Bubble in the desert

A blog I started whilst on a GE "Bubble" assignment in Nevada. I'm back in Cambridge (UK) now but still miss the desert and my friends out there.

Wednesday, July 11, 2007

Leaving Agnew Meadows - 15 miles or so into Yosemite

It rained in the night for the first time and the tent stayed waterproof.

For some reason I had a bit of a late start. I wanted to let the tent dry out a bit but that's not a very good excuse for leaving at 9.30 especially when I was trying to catch Amtrak.

As I slogged along the PCT I met a very nice lady called Jenny coming towards me. She was out for several days hiking and had done some tricky descent of some big mountain yesterday. She is doing a PhD in Sustainability and Complexity at Berkeley University. We sat and chatted for a while and went our separate ways, which was a shame, I think we could have talked for hours. I would really like to work in Sustainability!

I met a few guys doing trail maintenance work. One of them, sitting apart from the others after digging a different bit of trail, turned out to be a former teacher and told me this paid much better. Hard to believe. He was a nice bloke (Chris). I asked what he did in the winter and he told me he's finishing his masters in French. I asked a bit more about it and he told me a whole lot about the evolution of the French language, the french revolution and all about french culture. You don't meet many American's who know very much about France so it was a bit of a surprise to learn about the French Revolution from someone digging holes in the trail. I think he should work for the government in a different capacity, though he liked working outdoors. I really like meeting people on the trail - there are so many interesting stories and things to learn out here.

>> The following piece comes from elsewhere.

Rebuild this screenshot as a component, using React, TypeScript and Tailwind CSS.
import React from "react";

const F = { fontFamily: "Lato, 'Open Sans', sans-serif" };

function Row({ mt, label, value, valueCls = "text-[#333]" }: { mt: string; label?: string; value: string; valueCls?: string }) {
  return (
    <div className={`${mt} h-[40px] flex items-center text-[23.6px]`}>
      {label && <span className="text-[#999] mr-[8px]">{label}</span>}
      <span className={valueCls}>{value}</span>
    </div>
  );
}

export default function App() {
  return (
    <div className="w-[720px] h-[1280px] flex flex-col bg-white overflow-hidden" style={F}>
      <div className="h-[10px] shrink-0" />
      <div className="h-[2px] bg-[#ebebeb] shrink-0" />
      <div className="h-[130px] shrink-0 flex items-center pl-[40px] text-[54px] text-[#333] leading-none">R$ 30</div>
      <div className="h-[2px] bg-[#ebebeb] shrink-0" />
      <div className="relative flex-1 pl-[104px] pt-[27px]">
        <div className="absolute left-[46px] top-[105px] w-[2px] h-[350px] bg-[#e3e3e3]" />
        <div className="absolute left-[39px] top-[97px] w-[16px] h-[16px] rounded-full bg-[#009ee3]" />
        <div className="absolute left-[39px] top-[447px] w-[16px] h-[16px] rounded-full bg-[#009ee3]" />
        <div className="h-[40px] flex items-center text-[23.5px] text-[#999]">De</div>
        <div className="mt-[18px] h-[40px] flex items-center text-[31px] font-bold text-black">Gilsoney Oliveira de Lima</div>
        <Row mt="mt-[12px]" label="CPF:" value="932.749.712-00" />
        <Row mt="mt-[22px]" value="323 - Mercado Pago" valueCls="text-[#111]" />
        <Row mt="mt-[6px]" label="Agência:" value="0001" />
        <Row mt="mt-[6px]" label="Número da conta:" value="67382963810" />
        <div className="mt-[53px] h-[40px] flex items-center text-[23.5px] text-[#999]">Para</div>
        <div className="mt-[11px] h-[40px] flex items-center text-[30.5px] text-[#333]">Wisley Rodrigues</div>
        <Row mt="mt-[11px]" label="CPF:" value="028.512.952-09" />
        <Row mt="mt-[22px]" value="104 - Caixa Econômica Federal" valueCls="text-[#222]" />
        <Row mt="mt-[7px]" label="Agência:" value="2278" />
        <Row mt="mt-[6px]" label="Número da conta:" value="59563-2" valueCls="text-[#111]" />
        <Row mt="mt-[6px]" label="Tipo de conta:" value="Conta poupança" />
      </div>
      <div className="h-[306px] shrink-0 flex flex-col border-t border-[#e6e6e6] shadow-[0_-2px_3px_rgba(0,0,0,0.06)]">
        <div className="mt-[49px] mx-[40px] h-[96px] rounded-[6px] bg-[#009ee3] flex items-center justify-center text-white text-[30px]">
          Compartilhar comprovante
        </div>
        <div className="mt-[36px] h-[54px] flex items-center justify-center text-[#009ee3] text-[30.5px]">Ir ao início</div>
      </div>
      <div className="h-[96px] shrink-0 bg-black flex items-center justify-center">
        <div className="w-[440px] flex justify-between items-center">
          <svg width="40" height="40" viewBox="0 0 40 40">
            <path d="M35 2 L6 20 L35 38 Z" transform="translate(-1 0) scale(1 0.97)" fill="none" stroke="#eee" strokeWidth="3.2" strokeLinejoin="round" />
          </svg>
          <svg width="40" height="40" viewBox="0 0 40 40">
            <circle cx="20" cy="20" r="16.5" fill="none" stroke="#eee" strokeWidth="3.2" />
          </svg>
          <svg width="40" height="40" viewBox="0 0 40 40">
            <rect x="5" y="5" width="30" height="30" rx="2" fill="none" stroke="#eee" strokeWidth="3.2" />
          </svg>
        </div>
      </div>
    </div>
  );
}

As the JMT and PCT converged I found Amtrak taking a rest in some rocks near Thousand Island Lakes. We had some lunch and chatted and headed towards Donahue Pass which seemed a long way away and a lot of climbing for so late in the day. Everyone we met heading the other way seemed to confirm that it was a long way still.

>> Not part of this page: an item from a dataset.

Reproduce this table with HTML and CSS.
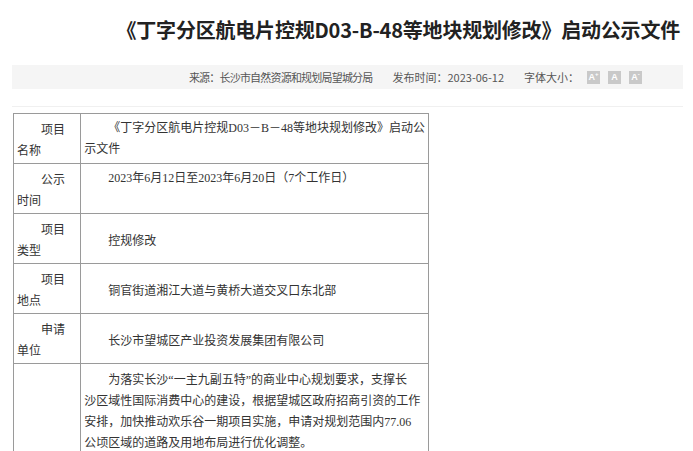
FILE: index.html
```html
<!DOCTYPE html>
<html lang="zh-CN">
<head>
    <meta charset="UTF-8">
    <meta name="viewport" content="width=device-width, initial-scale=1.0">
    <title>公示文件</title>
    <link rel="stylesheet" href="styles.css">
</head>
<body>

    <div class="page">
        <h1 class="title">《丁字分区航电片控规D03-B-48等地块规划修改》启动公示文件</h1>

        <div class="meta">
            <span>来源：长沙市自然资源和规划局望城分局</span>
            <span>发布时间：2023-06-12</span>
            <span class="size">字体大小：
                <a class="size-btn">A<sup>+</sup></a>
                <a class="size-btn">A</a>
                <a class="size-btn">A<sup>-</sup></a>
            </span>
        </div>

        <div class="content">
            <table class="info">
                <tr>
                    <td class="label">项目<br>名称</td>
                    <td class="value">《丁字分区航电片控规D03－B－48等地块规划修改》启动公<br>示文件</td>
                </tr>
                <tr>
                    <td class="label">公示<br>时间</td>
                    <td class="value top">2023年6月12日至2023年6月20日（7个工作日）</td>
                </tr>
                <tr>
                    <td class="label">项目<br>类型</td>
                    <td class="value sans">控规修改</td>
                </tr>
                <tr>
                    <td class="label">项目<br>地点</td>
                    <td class="value sans">铜官街道湘江大道与黄桥大道交叉口东北部</td>
                </tr>
                <tr>
                    <td class="label">申请<br>单位</td>
                    <td class="value sans">长沙市望城区产业投资发展集团有限公司</td>
                </tr>
                <tr>
                    <td class="label"></td>
                    <td class="value long">为落实长沙“一主九副五特”的商业中心规划要求，支撑长<br>沙区域性国际消费中心的建设，根据望城区政府招商引资的工作<br>安排，加快推动欢乐谷一期项目实施，申请对规划范围内77.06<br>公顷区域的道路及用地布局进行优化调整。</td>
                </tr>
            </table>
        </div>
    </div>

</body>
</html>
```

FILE: styles.css
```css
body {
    margin: 0;
    background: #fff;
    color: #333;
    font-family: "Noto Sans CJK SC", sans-serif;
}

.page {
    padding: 18px 10px 0 12px;
}

.title {
    margin: 0;
    padding-right: 3px;
    font-size: 20px;
    line-height: 24px;
    font-weight: bold;
    color: #222;
    text-align: right;
    letter-spacing: -0.2px;
}

.meta {
    margin-top: 23px;
    height: 24px;
    line-height: 24px;
    background-color: #f5f5f5;
    font-size: 11px;
    color: #555;
    display: flex;
    justify-content: flex-end;
    gap: 20px;
    padding-right: 41px;
}

.meta span:first-child {
    letter-spacing: -0.8px;
}

.size {
    display: flex;
    align-items: center;
}

.size-btn {
    display: inline-block;
    width: 13px;
    height: 13px;
    line-height: 13px;
    margin-left: 8px;
    background-color: #c9c9c9;
    color: #fff;
    font-family: "Liberation Sans", sans-serif;
    font-size: 9px;
    font-weight: bold;
    text-align: center;
}

.size-btn sup {
    font-size: 6px;
    line-height: 0;
}

.content {
    margin-top: 17px;
    border-top: 1px solid #f0f0f0;
    padding-top: 6px;
}

.info {
    border-collapse: collapse;
    width: 416px;
    margin-left: 1px;
    font-family: "Liberation Serif", "Noto Sans CJK SC", serif;
    font-size: 12px;
    line-height: 21px;
    color: #333;
}

.info td {
    border: 1px solid #9a9a9a;
    padding: 4px 3px 3px;
    vertical-align: middle;
    text-indent: 2em;
    white-space: nowrap;
}

.info .label {
    width: 62px;
    font-family: "Noto Sans CJK SC", sans-serif;
}

.info .value.top {
    padding-bottom: 24px;
}

.info .sans {
    font-family: "Noto Sans CJK SC", sans-serif;
}

.info .long {
    vertical-align: top;
    padding-top: 6px;
    padding-bottom: 140px;
}
```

We finally plodded up the pass, me in attack mode getting ahead (I like to attack climbs for some reason). There was a nice lake at the top where we could have camped but I thought we could find another in about a mile. It turned out I was wrong and there wasn't much camping for a couple of miles and further down (where bears infamously lurked). So, we found a couple of small slots between some rocks and camped. I was surprised to be able to get my tent up in such a small space but was pleased to. It's somehow more comforting than cowboy camping to have a silnylon barrier between me and the bears/bugs. Stealth camping in unlikely high spots seems to may bear encounters less likely and seems to have worked well so far. My food hang tonight was unimpressive - no big trees.

We planned an early start for tomorrow because I had 13 miles to go before meeting Sienna at 11am.